What is Encryption Technology?
Encryption technology, regardless of its medium, is a method of securing information. In computer systems, data is converted into an unreadable format using a mathematical algorithm. The only way to convert this information back into a readable format is through the use of a second algorithm and a special key. Often, systems use automatic encryption methods that are invisible to the user. As a result, encryption technology is common across all levels of computer use.
The basic method of encryption, whether on a computer system or not, hasn’t changed much over the years. Original messages are altered in form to look like different messages or random text. These encoded messages may be sent to another party or stored without fear that they may be compromised. The only people that may decode the messages are those who have a key for the code. This key will translate the message back into its original form.
Computer encryption technology is important for safeguarding data. Computers can copy data very quickly and even send it out over a network. As a result, sensitive information can be stolen in just a few seconds. With encryption technology, a computer can keep its data safe from anyone that may try to take it.
Computer-based encryption methods are often more complex than those methods used outside. Since computers can process data very quickly, it is possible to encode information repeatedly, making a nearly unbreakable code. Computer encryption often has several layers of encoding, so even if the top layer is broken, the information is still random text.
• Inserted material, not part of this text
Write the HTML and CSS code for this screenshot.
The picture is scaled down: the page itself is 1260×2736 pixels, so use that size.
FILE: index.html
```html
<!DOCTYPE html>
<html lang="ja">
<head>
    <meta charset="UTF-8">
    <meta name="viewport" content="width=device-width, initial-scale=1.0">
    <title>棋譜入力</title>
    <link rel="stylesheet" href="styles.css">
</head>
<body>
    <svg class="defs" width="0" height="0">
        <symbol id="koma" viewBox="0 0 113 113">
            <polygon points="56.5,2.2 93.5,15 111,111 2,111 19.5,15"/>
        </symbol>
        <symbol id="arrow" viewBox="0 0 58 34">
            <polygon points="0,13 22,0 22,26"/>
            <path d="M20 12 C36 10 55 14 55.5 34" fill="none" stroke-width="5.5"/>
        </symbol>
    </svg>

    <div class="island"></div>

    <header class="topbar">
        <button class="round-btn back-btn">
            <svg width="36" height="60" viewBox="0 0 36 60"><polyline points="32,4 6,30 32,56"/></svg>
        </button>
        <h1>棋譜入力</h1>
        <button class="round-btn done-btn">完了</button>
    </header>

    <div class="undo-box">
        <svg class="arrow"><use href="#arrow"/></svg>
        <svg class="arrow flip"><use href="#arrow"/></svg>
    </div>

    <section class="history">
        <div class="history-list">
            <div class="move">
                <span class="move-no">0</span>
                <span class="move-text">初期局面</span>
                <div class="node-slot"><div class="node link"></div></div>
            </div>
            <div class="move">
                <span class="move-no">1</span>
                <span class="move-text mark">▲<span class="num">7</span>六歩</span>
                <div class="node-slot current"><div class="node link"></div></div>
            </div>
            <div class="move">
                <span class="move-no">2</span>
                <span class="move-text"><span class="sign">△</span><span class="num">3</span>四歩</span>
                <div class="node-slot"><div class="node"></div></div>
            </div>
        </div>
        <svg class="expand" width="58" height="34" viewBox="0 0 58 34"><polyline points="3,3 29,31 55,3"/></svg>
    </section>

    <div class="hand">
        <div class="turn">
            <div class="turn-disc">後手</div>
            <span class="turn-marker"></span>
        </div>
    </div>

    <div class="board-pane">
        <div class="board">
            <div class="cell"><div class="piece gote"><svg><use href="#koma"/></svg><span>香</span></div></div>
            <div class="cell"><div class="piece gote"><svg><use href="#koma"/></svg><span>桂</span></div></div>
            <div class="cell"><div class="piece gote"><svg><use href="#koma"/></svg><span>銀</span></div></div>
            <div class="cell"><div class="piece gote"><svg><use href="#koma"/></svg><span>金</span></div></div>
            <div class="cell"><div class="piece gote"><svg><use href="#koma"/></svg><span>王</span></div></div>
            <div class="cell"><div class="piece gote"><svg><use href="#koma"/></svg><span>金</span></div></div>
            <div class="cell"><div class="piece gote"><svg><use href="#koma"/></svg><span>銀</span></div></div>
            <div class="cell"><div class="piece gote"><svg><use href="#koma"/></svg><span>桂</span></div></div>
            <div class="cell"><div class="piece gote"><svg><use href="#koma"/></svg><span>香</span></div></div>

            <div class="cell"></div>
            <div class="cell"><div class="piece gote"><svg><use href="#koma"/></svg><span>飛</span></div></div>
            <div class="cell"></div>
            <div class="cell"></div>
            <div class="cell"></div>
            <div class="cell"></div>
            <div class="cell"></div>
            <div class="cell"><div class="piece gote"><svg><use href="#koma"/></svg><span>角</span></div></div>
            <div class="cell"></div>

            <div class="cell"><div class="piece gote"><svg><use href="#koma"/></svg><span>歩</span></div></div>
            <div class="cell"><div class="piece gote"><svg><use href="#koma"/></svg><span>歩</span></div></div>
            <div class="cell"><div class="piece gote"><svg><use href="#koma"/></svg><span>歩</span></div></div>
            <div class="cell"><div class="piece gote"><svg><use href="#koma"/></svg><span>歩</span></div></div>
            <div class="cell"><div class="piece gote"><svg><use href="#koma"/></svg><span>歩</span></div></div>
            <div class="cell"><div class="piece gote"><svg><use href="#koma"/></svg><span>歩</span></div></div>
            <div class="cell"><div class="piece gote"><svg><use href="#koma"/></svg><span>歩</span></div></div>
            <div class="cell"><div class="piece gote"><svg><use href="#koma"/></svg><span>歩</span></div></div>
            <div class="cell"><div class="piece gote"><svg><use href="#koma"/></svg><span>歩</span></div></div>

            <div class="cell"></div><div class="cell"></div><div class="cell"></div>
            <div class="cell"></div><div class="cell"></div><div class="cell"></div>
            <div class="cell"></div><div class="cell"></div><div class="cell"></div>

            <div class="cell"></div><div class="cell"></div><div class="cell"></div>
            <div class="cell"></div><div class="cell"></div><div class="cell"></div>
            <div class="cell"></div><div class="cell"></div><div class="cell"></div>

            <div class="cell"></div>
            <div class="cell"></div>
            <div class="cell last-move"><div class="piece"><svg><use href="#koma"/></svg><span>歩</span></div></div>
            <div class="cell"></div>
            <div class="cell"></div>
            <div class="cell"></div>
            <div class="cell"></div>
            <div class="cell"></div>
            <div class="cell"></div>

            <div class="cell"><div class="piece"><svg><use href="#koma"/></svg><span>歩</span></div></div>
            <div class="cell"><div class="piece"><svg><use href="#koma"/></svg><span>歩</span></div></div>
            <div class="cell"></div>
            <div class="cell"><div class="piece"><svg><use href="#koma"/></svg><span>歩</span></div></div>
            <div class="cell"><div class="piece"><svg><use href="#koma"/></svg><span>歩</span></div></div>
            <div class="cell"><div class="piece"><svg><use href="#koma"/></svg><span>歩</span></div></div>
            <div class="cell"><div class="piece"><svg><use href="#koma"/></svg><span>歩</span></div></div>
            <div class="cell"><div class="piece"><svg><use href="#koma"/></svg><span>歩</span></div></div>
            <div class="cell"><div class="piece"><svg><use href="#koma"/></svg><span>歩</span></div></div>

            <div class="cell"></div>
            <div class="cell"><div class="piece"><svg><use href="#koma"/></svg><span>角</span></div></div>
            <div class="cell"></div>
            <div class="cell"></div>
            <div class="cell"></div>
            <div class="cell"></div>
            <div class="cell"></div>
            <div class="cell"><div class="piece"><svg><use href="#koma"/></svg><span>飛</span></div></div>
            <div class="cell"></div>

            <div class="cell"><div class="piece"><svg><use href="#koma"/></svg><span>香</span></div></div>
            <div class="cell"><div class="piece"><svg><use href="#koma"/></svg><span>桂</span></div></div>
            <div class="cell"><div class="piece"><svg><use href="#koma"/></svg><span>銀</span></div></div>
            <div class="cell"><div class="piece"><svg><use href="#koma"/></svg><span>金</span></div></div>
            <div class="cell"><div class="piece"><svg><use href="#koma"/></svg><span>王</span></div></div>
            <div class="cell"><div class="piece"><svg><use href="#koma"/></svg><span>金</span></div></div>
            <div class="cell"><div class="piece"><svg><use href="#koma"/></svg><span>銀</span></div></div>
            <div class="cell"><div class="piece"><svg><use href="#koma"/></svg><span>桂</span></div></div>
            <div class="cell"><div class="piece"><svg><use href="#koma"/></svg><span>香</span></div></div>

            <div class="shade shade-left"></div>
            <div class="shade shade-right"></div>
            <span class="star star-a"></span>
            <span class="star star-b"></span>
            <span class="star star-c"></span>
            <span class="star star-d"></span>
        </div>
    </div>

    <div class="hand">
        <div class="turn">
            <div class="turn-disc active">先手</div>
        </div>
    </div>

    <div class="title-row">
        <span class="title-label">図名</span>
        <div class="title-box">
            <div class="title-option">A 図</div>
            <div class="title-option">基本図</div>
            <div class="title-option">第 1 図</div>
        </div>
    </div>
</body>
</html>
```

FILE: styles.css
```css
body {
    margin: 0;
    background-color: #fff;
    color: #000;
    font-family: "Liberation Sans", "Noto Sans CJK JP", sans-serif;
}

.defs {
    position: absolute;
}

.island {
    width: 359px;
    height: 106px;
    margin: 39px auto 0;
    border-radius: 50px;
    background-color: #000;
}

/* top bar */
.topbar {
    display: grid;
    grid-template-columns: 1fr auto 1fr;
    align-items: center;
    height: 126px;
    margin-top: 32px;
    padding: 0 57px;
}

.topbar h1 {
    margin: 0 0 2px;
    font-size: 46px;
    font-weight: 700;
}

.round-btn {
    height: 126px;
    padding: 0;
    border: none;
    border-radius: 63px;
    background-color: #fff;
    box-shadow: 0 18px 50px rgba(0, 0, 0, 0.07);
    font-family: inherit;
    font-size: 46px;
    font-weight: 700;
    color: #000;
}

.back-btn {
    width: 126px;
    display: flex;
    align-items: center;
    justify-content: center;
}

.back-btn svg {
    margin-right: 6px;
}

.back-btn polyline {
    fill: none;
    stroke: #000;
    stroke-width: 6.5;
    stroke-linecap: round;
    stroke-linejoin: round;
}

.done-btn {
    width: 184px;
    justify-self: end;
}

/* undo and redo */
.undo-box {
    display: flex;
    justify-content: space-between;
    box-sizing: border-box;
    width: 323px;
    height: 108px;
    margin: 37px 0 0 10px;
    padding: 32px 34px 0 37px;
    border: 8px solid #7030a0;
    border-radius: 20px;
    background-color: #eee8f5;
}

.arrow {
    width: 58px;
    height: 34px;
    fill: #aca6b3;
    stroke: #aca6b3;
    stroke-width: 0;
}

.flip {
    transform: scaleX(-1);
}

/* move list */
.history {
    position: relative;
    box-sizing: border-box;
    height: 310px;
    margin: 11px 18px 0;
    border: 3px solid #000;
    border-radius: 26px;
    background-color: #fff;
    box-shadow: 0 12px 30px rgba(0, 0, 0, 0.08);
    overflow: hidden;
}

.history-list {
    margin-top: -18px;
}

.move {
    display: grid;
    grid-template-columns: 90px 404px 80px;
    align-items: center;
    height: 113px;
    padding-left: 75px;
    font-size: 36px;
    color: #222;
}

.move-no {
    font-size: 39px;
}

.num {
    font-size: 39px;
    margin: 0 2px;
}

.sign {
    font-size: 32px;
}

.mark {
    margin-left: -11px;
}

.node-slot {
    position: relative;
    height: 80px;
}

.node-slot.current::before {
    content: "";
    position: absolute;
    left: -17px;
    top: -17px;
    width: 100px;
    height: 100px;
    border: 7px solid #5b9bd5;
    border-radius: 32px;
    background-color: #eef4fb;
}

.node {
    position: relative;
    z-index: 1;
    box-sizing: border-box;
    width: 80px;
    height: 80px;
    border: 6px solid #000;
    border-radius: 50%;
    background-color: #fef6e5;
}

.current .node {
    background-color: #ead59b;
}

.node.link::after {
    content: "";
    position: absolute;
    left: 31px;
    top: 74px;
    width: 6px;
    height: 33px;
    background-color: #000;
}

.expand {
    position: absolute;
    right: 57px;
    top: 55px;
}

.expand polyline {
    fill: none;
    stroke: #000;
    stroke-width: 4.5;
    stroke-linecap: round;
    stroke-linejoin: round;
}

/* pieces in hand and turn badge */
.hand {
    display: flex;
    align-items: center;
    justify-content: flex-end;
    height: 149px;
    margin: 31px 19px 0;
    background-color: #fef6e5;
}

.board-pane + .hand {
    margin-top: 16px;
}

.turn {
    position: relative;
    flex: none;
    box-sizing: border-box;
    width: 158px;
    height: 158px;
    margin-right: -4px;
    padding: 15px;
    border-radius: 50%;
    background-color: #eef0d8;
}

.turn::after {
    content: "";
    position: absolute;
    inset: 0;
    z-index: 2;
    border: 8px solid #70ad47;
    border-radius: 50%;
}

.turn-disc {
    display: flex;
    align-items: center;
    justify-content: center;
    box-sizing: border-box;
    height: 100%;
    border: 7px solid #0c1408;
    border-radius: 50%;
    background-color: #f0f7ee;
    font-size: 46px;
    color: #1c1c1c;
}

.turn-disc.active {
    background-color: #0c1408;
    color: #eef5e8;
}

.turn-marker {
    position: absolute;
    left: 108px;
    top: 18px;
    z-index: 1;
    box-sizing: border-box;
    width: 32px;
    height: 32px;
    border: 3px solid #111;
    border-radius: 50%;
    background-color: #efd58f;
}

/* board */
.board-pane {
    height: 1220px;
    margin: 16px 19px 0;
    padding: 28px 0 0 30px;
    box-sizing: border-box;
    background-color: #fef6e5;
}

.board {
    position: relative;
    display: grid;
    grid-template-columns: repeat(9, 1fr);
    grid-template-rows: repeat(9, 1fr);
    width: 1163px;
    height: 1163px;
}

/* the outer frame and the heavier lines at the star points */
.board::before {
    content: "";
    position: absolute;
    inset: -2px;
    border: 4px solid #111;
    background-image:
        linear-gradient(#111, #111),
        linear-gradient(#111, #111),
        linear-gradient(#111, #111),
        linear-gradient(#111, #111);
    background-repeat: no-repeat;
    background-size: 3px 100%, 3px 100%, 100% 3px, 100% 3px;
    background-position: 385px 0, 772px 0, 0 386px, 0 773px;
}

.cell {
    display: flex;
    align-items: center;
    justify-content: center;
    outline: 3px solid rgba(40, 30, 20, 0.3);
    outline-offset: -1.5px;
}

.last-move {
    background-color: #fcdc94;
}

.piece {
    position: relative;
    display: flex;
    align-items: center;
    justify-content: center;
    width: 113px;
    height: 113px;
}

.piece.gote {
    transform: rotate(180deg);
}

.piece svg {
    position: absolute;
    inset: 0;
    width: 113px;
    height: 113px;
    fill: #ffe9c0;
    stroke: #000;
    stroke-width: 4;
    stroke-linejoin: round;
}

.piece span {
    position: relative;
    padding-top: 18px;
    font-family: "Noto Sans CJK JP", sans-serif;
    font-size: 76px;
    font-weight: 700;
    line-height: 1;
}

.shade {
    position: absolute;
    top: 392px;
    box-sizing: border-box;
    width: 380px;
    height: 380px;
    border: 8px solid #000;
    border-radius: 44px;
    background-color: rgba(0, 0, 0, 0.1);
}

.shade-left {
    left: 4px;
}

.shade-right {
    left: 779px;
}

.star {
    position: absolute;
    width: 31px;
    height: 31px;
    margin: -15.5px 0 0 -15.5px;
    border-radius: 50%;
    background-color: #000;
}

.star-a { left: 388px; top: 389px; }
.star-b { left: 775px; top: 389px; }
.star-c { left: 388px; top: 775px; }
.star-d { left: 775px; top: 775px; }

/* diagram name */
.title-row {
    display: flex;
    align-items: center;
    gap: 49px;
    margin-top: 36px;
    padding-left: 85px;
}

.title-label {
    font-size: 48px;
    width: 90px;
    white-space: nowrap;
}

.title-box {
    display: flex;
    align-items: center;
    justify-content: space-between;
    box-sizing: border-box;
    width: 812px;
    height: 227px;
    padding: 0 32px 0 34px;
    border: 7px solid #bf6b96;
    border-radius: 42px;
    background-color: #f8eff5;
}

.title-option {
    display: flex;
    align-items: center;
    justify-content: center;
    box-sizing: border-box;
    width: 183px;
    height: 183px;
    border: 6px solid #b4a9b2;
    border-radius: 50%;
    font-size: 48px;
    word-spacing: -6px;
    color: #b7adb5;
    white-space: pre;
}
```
Generally, computer encryption is done completely automatically. An encryption program may keep anything from a drive to a folder or document encrypted. When a user wants to access the encrypted information, he will enter a password, and the information comes up. The decryptions was done automatically by the computer. When the user closes the information, the program automatically re-encrypts.
There are two main types of computer encryption technology; data at rest and data in transit. With data at rest encryption, information is stored as in the example above. A single location is encrypted whenever the information is not specifically in use. This type of encryption is common in government and business systems, but less so in the average home.
Data in transit encryption technology protects information as it moves over a network or through the air. This style of encryption takes non-encrypted information, such as credit card information entered into the fields of a website, and encrypts it. To continue the example, the now encrypted credit information goes across the Internet to its destination. The proper receiver of the information possesses the key for the information and decodes it automatically. This type of encryption is common on nearly every network, so it may be found anywhere there is an Internet connection.